> _Request_
Repeat every record below exactly, leaving out the pictures.

> _Exercise materials_
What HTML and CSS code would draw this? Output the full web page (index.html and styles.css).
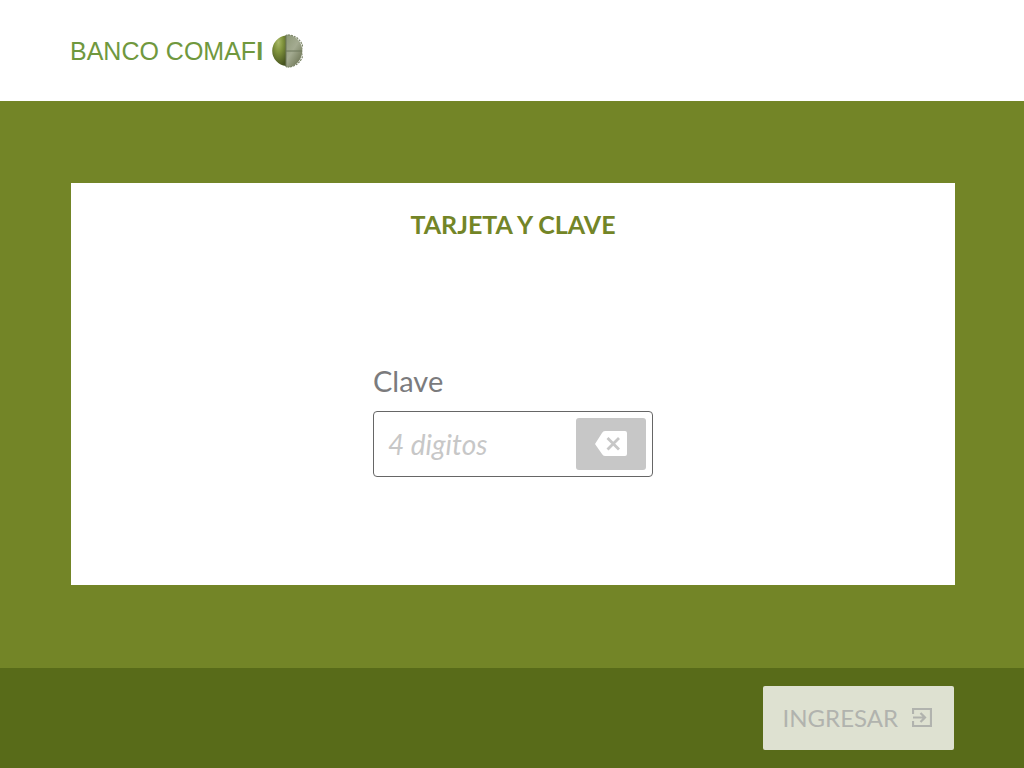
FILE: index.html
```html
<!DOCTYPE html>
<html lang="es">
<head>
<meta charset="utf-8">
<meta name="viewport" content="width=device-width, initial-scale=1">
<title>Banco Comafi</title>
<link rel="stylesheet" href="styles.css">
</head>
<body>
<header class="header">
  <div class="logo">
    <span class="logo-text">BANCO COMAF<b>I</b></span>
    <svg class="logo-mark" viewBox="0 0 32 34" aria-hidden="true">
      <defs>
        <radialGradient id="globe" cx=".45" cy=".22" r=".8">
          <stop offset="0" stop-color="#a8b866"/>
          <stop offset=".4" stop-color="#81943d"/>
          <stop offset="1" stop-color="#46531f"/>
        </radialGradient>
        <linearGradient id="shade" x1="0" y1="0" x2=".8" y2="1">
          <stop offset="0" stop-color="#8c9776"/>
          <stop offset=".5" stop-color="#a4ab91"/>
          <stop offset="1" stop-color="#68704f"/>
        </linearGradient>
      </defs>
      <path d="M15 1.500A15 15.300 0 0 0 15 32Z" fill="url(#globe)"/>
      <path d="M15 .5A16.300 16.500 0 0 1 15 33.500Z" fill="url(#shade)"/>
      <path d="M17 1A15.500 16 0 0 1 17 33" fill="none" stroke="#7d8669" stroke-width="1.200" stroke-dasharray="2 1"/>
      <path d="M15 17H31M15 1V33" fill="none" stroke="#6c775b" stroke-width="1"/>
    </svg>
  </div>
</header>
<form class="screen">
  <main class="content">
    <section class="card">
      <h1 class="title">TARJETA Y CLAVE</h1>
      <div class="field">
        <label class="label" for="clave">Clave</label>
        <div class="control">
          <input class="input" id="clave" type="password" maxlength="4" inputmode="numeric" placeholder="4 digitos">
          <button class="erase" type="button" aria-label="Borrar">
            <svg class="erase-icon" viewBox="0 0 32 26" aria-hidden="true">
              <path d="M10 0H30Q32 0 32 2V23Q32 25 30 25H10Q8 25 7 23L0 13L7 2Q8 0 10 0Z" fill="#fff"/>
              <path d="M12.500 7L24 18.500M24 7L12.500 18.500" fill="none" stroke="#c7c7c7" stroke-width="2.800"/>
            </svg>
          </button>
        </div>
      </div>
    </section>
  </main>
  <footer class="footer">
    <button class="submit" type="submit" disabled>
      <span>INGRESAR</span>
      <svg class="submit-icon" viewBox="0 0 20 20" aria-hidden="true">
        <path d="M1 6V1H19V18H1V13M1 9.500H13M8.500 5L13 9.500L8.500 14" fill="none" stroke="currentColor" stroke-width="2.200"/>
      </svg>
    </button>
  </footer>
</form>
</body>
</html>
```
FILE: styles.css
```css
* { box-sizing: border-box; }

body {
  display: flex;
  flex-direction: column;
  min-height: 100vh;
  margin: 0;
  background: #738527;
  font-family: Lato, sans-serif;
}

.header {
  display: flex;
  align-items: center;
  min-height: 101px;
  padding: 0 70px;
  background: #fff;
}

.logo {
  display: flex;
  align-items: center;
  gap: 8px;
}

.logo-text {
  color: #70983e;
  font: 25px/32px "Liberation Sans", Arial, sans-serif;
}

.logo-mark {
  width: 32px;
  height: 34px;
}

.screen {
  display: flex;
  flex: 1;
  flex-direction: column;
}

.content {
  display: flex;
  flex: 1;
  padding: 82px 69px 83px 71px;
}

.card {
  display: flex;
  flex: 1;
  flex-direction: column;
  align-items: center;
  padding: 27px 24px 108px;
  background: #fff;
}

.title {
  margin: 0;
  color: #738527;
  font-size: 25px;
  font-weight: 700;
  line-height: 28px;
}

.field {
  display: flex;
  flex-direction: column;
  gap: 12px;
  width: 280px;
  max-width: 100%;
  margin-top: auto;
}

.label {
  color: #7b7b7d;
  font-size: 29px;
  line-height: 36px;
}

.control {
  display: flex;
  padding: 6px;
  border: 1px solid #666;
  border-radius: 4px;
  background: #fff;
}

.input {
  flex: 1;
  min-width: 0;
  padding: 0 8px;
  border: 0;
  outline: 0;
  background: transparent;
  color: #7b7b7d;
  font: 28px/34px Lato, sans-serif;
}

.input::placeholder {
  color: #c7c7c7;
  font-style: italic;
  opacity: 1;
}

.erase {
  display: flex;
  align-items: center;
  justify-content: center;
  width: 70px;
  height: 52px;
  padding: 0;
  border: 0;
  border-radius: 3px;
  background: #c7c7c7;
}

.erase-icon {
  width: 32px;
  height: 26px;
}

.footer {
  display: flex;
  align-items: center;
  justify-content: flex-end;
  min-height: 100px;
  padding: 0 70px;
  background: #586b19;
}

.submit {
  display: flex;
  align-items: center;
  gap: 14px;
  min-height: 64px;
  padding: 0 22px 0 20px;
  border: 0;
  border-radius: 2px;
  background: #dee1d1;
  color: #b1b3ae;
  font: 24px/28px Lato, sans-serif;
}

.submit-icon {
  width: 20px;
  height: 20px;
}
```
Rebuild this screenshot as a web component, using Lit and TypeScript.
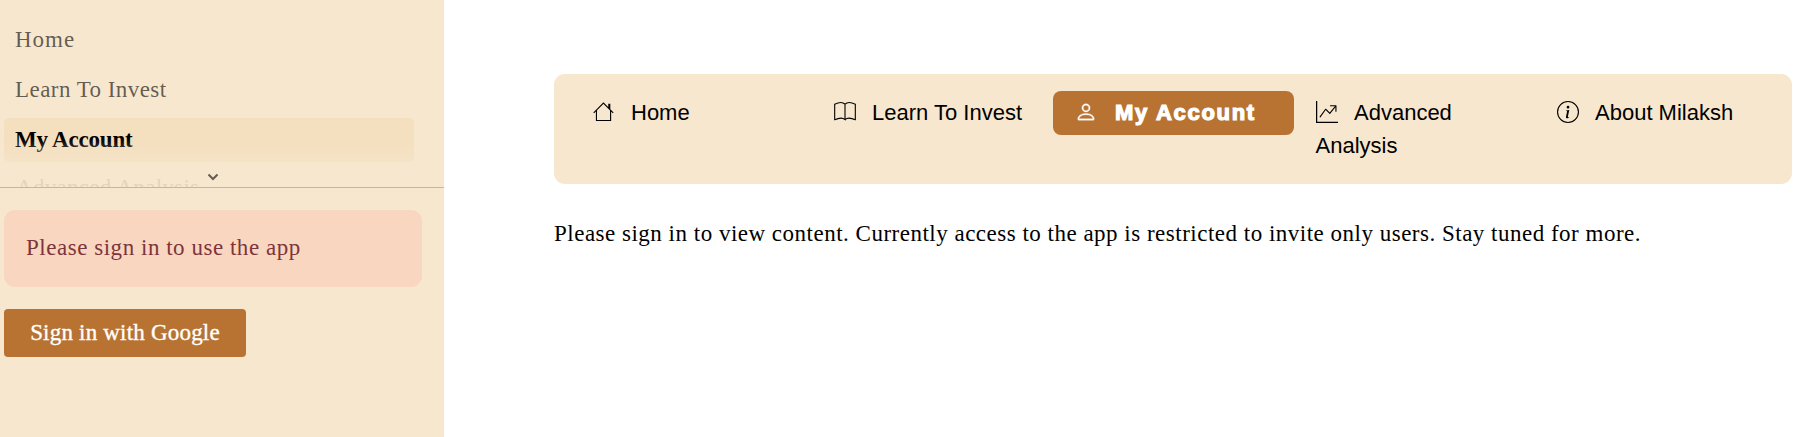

> _Exercise result_
What HTML and CSS code would draw this? Output the full web page (index.html and styles.css).
FILE: index.html
```html
<!DOCTYPE html>
<html lang="es">
<head>
<meta charset="utf-8">
<meta name="viewport" content="width=device-width, initial-scale=1">
<title>Banco Comafi</title>
<link rel="stylesheet" href="styles.css">
</head>
<body>
<header class="header">
  <div class="logo">
    <span class="logo-text">BANCO COMAF<b>I</b></span>
    <svg class="logo-mark" viewBox="0 0 32 34" aria-hidden="true">
      <defs>
        <radialGradient id="globe" cx=".45" cy=".22" r=".8">
          <stop offset="0" stop-color="#a8b866"/>
          <stop offset=".4" stop-color="#81943d"/>
          <stop offset="1" stop-color="#46531f"/>
        </radialGradient>
        <linearGradient id="shade" x1="0" y1="0" x2=".8" y2="1">
          <stop offset="0" stop-color="#8c9776"/>
          <stop offset=".5" stop-color="#a4ab91"/>
          <stop offset="1" stop-color="#68704f"/>
        </linearGradient>
      </defs>
      <path d="M15 1.500A15 15.300 0 0 0 15 32Z" fill="url(#globe)"/>
      <path d="M15 .5A16.300 16.500 0 0 1 15 33.500Z" fill="url(#shade)"/>
      <path d="M17 1A15.500 16 0 0 1 17 33" fill="none" stroke="#7d8669" stroke-width="1.200" stroke-dasharray="2 1"/>
      <path d="M15 17H31M15 1V33" fill="none" stroke="#6c775b" stroke-width="1"/>
    </svg>
  </div>
</header>
<form class="screen">
  <main class="content">
    <section class="card">
      <h1 class="title">TARJETA Y CLAVE</h1>
      <div class="field">
        <label class="label" for="clave">Clave</label>
        <div class="control">
          <input class="input" id="clave" type="password" maxlength="4" inputmode="numeric" placeholder="4 digitos">
          <button class="erase" type="button" aria-label="Borrar">
            <svg class="erase-icon" viewBox="0 0 32 26" aria-hidden="true">
              <path d="M10 0H30Q32 0 32 2V23Q32 25 30 25H10Q8 25 7 23L0 13L7 2Q8 0 10 0Z" fill="#fff"/>
              <path d="M12.500 7L24 18.500M24 7L12.500 18.500" fill="none" stroke="#c7c7c7" stroke-width="2.800"/>
            </svg>
          </button>
        </div>
      </div>
    </section>
  </main>
  <footer class="footer">
    <button class="submit" type="submit" disabled>
      <span>INGRESAR</span>
      <svg class="submit-icon" viewBox="0 0 20 20" aria-hidden="true">
        <path d="M1 6V1H19V18H1V13M1 9.500H13M8.500 5L13 9.500L8.500 14" fill="none" stroke="currentColor" stroke-width="2.200"/>
      </svg>
    </button>
  </footer>
</form>
</body>
</html>
```
FILE: styles.css
```css
* { box-sizing: border-box; }

body {
  display: flex;
  flex-direction: column;
  min-height: 100vh;
  margin: 0;
  background: #738527;
  font-family: Lato, sans-serif;
}

.header {
  display: flex;
  align-items: center;
  min-height: 101px;
  padding: 0 70px;
  background: #fff;
}

.logo {
  display: flex;
  align-items: center;
  gap: 8px;
}

.logo-text {
  color: #70983e;
  font: 25px/32px "Liberation Sans", Arial, sans-serif;
}

.logo-mark {
  width: 32px;
  height: 34px;
}

.screen {
  display: flex;
  flex: 1;
  flex-direction: column;
}

.content {
  display: flex;
  flex: 1;
  padding: 82px 69px 83px 71px;
}

.card {
  display: flex;
  flex: 1;
  flex-direction: column;
  align-items: center;
  padding: 27px 24px 108px;
  background: #fff;
}

.title {
  margin: 0;
  color: #738527;
  font-size: 25px;
  font-weight: 700;
  line-height: 28px;
}

.field {
  display: flex;
  flex-direction: column;
  gap: 12px;
  width: 280px;
  max-width: 100%;
  margin-top: auto;
}

.label {
  color: #7b7b7d;
  font-size: 29px;
  line-height: 36px;
}

.control {
  display: flex;
  padding: 6px;
  border: 1px solid #666;
  border-radius: 4px;
  background: #fff;
}

.input {
  flex: 1;
  min-width: 0;
  padding: 0 8px;
  border: 0;
  outline: 0;
  background: transparent;
  color: #7b7b7d;
  font: 28px/34px Lato, sans-serif;
}

.input::placeholder {
  color: #c7c7c7;
  font-style: italic;
  opacity: 1;
}

.erase {
  display: flex;
  align-items: center;
  justify-content: center;
  width: 70px;
  height: 52px;
  padding: 0;
  border: 0;
  border-radius: 3px;
  background: #c7c7c7;
}

.erase-icon {
  width: 32px;
  height: 26px;
}

.footer {
  display: flex;
  align-items: center;
  justify-content: flex-end;
  min-height: 100px;
  padding: 0 70px;
  background: #586b19;
}

.submit {
  display: flex;
  align-items: center;
  gap: 14px;
  min-height: 64px;
  padding: 0 22px 0 20px;
  border: 0;
  border-radius: 2px;
  background: #dee1d1;
  color: #b1b3ae;
  font: 24px/28px Lato, sans-serif;
}

.submit-icon {
  width: 20px;
  height: 20px;
}
```
Rebuild this screenshot as a web component, using Lit and TypeScript.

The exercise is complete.